The fact that the thermal cycling results in a decrease in the sample porosity might, at first glance, appear surprising. The explanation for this fact is that, on warming the sample back to the initial in-situ temperature, the amount of salt remaining in the sample is insufficient to cause the solution of all the pure ice that formed during the prior cooling. In addition, it is only the decrease in volume associated with this solution process that provides the space that is filled with gas. Therefore, the final porosity, which is the sum of the brine and gas volumes, is less than the initial porosity composed only of brine.
Secondly, the change in porosity and salinity is examined, assuming that after removal from the sea-ice sheet the ice is stored at –30° C and subsequently warmed to –10°C for testing. This corresponds to a more common testing scenario. These results are presented in Table III. In this case the final porosity at –10°C after cycling through –30°C should be compared, not with the initial in-situ porosity, but with the porosity n d that would be obtained if the sample was transferred directly from the in-situ temperature to –10° C without the excursion to the storage temperature. As seen in Table III, the differences are small, less than 2%.
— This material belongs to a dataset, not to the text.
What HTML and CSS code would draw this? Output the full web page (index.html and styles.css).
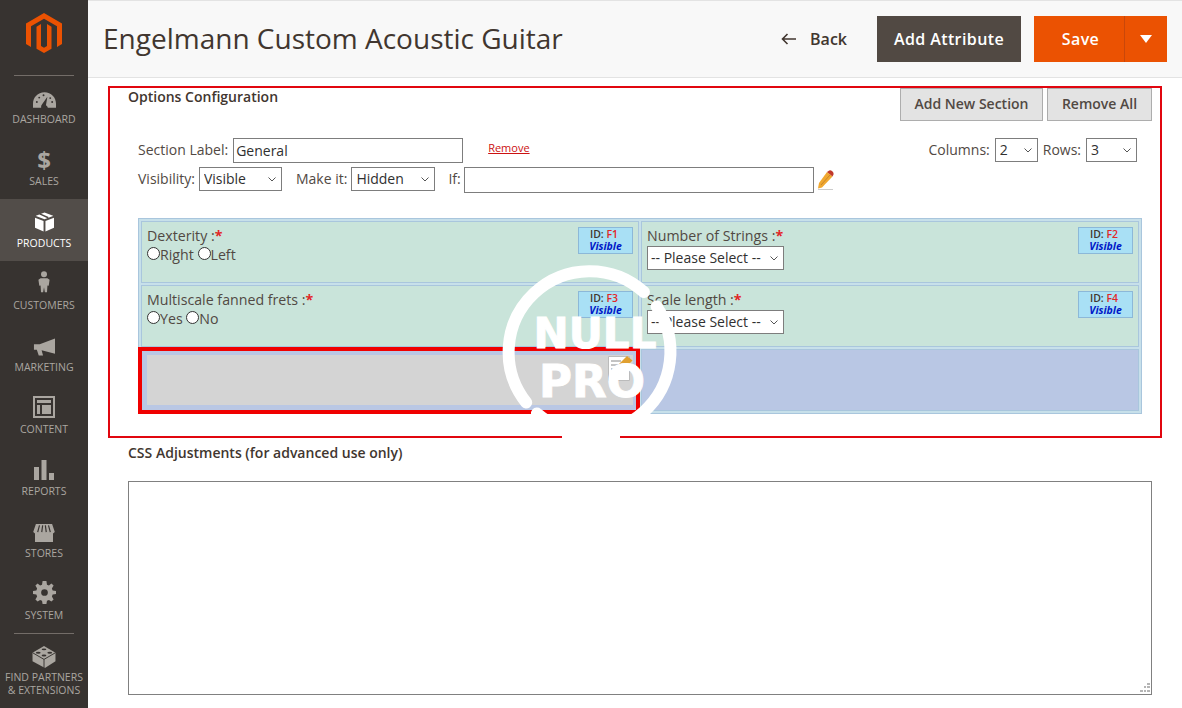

Changes in Porosity and Salinity due to Brine Expulsion as a Result of Storage of Samples at –30°C. after Storage, Samples were Returned to a Temperature of –10°C. Symbols are Defined in Table II with the Exception of n d Which is the Porosity of a Sample Taken Directly from the in-situ Temperature to the Test Temperature of -10 °C Without Storage at -30 °
Conclusion
These calculations demonstrate that, if reasonably cold sea-ice samples (<–10° C) are cycled to cold-storage temper-atures and then returned to the in-situ temperatures for testing, the changes between the initial and final porosities are small. If, on the other hand, the in-situ temperatures are near the melting temperature of the ice, large porosity changes (≈15%) can result. These factors should be con-sidered when planning field-sampling programs. For instance, an ideal sampling procedure would be to collect ice from the cold, upper parts of sea-ice sheets during the later winter or early spring. The interpretation of tests made on ice collected during the melt period could indeed become very problematical. Unravelling the myriad of factors affecting sea-ice properties is clearly sufficiently complex without adding these complications. In addition, it should be noted that if near-melting ice temperatures are considered, the real porosity changes may significantly exceed those calculated here as gravity drainage can no longer be neglected. Finally, regardless of the thermal path by which an ice sample arrives at a test temperature, the analysis of the test should be based on density and salinity determinations made at the test temperature at the time of testing.